『世界ぐるっと朝食紀行』西川浩 新潮文庫 2007年 667円
 どこかのテレビで土曜の朝に世界の朝食を伝える番組があったのだが、どこの国でも新婚さん家庭を取材するせいか凝ったボリュームのあるものばかりだった。が、本書でも美味しそうだけれどボリュームのあるものが多く紹介される。日本も筆者の故郷の茶粥が紹介されているが、それは少なめだ。だけれど旅館などの朝食を載せたとしたらある程度はボリュームがあるだろうか。だけれどそれを全部食べるかというとどうだろう。一番よく食べていたのはやはりアメリカ人だった。バイキング形式ということもあり相当食べていたらしい。
 チャイはインドの紅茶かと思ったら、ここではトルコ風紅茶として紹介されていた。トルコの朝食は路上で手に入るものが多くあるようだ。モロッコ同様、スープとパンという「清貧の幸福」が定番のようだ。イタリアは昼が1日で一番重い食事を取るため、朝食は軽めのようだ。フランスはやはりクロワッサンとカフェオレ。デンマークはいわゆるオープンサンドイッチ。ドイツではウナギのたたき売りが紹介されていた。その写真を見ると映画『ブリキの太鼓』を思い出してしまった・・・。

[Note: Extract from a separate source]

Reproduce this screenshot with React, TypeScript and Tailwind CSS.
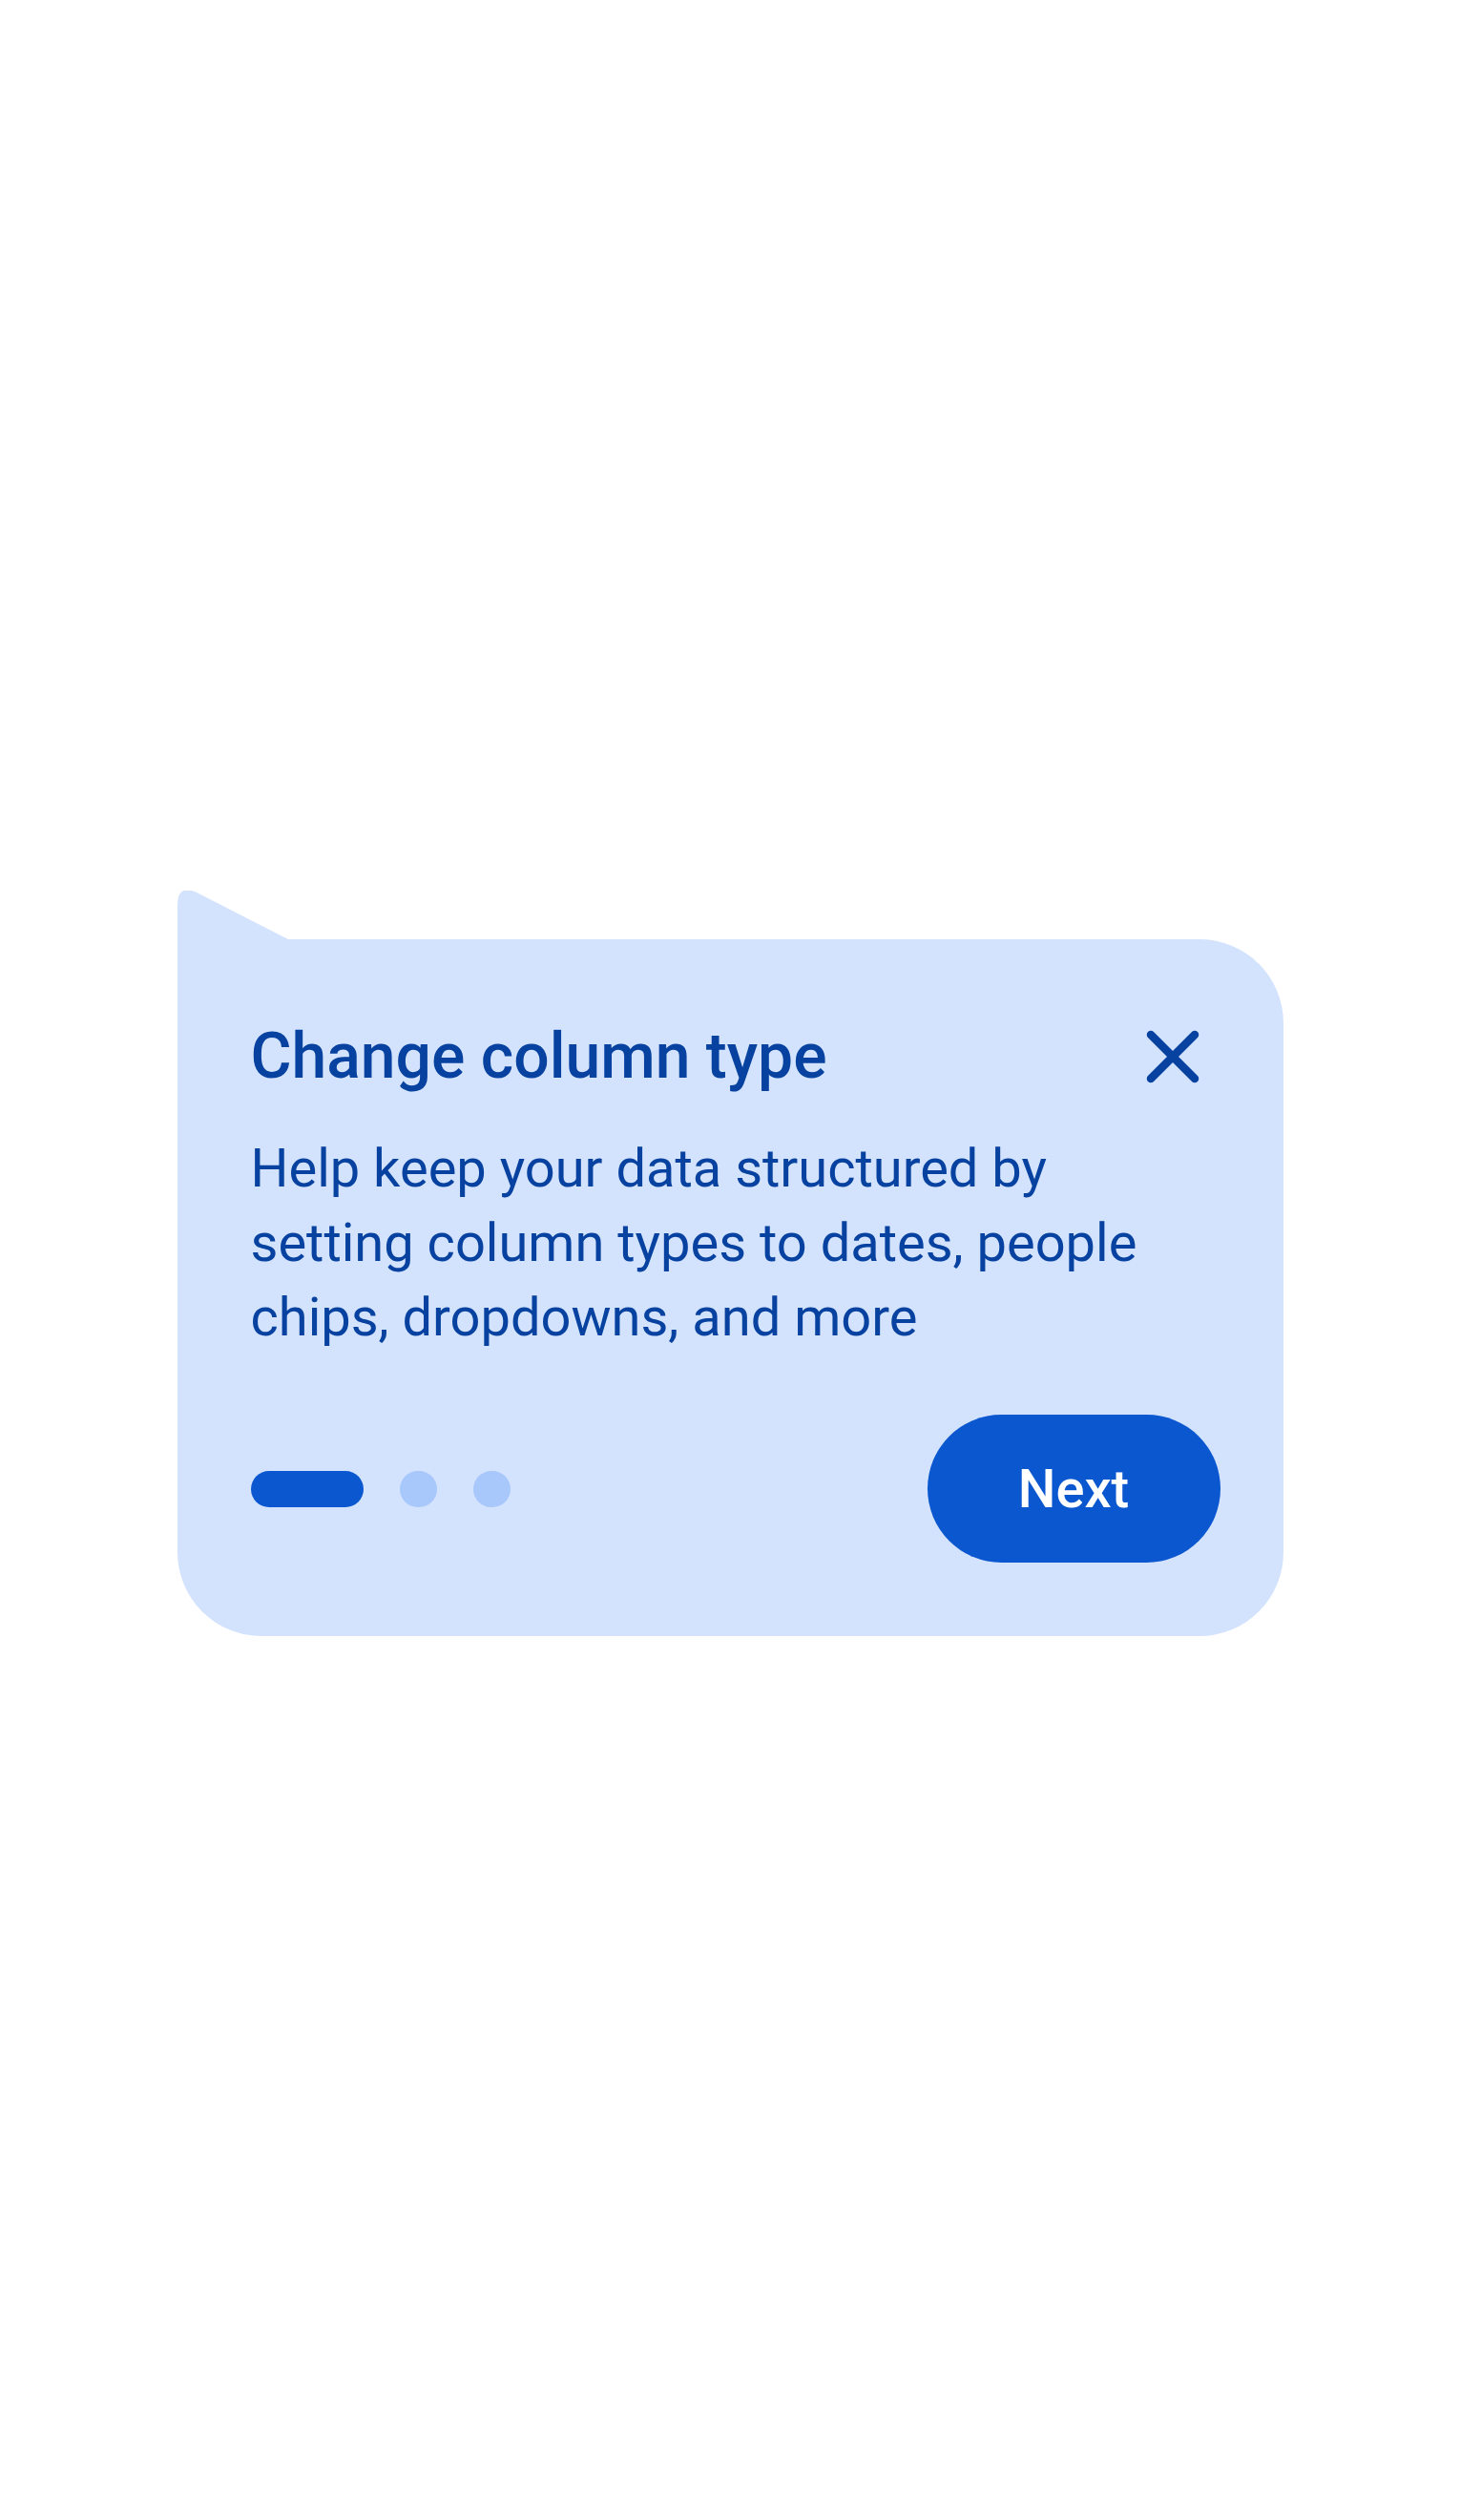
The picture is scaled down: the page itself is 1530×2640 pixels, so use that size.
import React from "react";

export default function App() {
  return (
    <div
      className="w-full h-[2640px] bg-white pt-[984px]"
      style={{ fontFamily: "Roboto, 'Noto Sans', sans-serif" }}
    >
      <div className="relative mx-auto w-[1159px] bg-[#d3e3fd] rounded-[88px] rounded-tl-none pl-[80px] pr-[66px] pt-[83px] pb-[77px]">
        <svg
          className="absolute left-0 top-[-51px]"
          width="118"
          height="53"
          viewBox="0 0 118 53"
        >
          <path d="M0 53 L0 15 Q0 -7 19.7 1.8 L116 51 L118 51 L118 53 Z" fill="#d3e3fd" />
        </svg>

        <div className="flex items-center justify-between">
          <h2 className="text-[66px] leading-[80px] font-medium text-[#0842a0] -ml-[3px]">
            Change column type
          </h2>
          <button className="w-[100px] h-[80px] flex items-center justify-center" aria-label="Close">
            <svg width="56" height="56" viewBox="0 0 56 56">
              <path
                d="M5 5 L51 51 M51 5 L5 51"
                stroke="#0842a0"
                strokeWidth="8.5"
                strokeLinecap="round"
                fill="none"
              />
            </svg>
          </button>
        </div>

        <p className="mt-[38px] -ml-[3px] text-[56px] leading-[78px] text-[#0842a0]">
          Help keep your data structured by
          <br />
          setting column types to dates, people
          <br />
          chips, dropdowns, and more
        </p>

        <div className="mt-[63px] flex items-center justify-between">
          <div className="flex items-center gap-[38px] -ml-[3px]">
            <div className="w-[118px] h-[38px] rounded-full bg-[#0b57d0]" />
            <div className="w-[39px] h-[38px] rounded-full bg-[#a8c7fa]" />
            <div className="w-[39px] h-[38px] rounded-full bg-[#a8c7fa]" />
          </div>
          <button className="w-[307px] h-[155px] rounded-full bg-[#0b57d0] text-white text-[56px] font-medium flex items-center justify-center">
            Next
          </button>
        </div>
      </div>
    </div>
  );
}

 イギリスは池澤夏樹の『叡智の断片』にも登場したサマセット・モームの「イギリスでうまいものを食べようとおもったら朝食を二度しろ」が紹介される。確かに「イングリッシュ・ブレックファースト」はコンチネンタルと違いおかずもあり美味しい。イギリスには他に「朝食を食べぬような男とは結婚するな」という言い回しがあるそうだ。しかし他に、朝からロースト・ビーフが並んだりするものもあり確かに朝食が夕食のようだ。
 著者は釣りも趣味としているらしく、旅の途中でも釣りをする。スタインベックの『チャーリーとの旅』に出てきたという鱒とカリカリのベーコンを食している。読んでいるだけで美味しそうだ。
 メキシコは朝から名物のトルティーヤ。フィジーは名物のダロ芋。これは著者は喉がイガイガしたらしい。インドやタイでは食べ物に直接手で触れて食べる習慣だが、これが意外と快感だったようだ。
 マレーシアの皿代わりのバナナの葉。これはエコロジーだ。物の腐敗を遅らせ、毒が盛られると化学反応が出るらしく、物を包むといい香りがし、捨てても土に還る。
 モンゴルの馬乳酒はアルコール度数2度と低く、酸性の体をアルカリに変えてくれるという。韓国にも味噌があるのだが、日本のものとは違うらしい。香港ではレストランで謝々の代わりにテーブルを人差し指と中指でトントン叩いて感謝の意を示すらしい。
すべて美味しそうだったけれど、朝から沢山食べるには低血圧では無理そうだ・・・。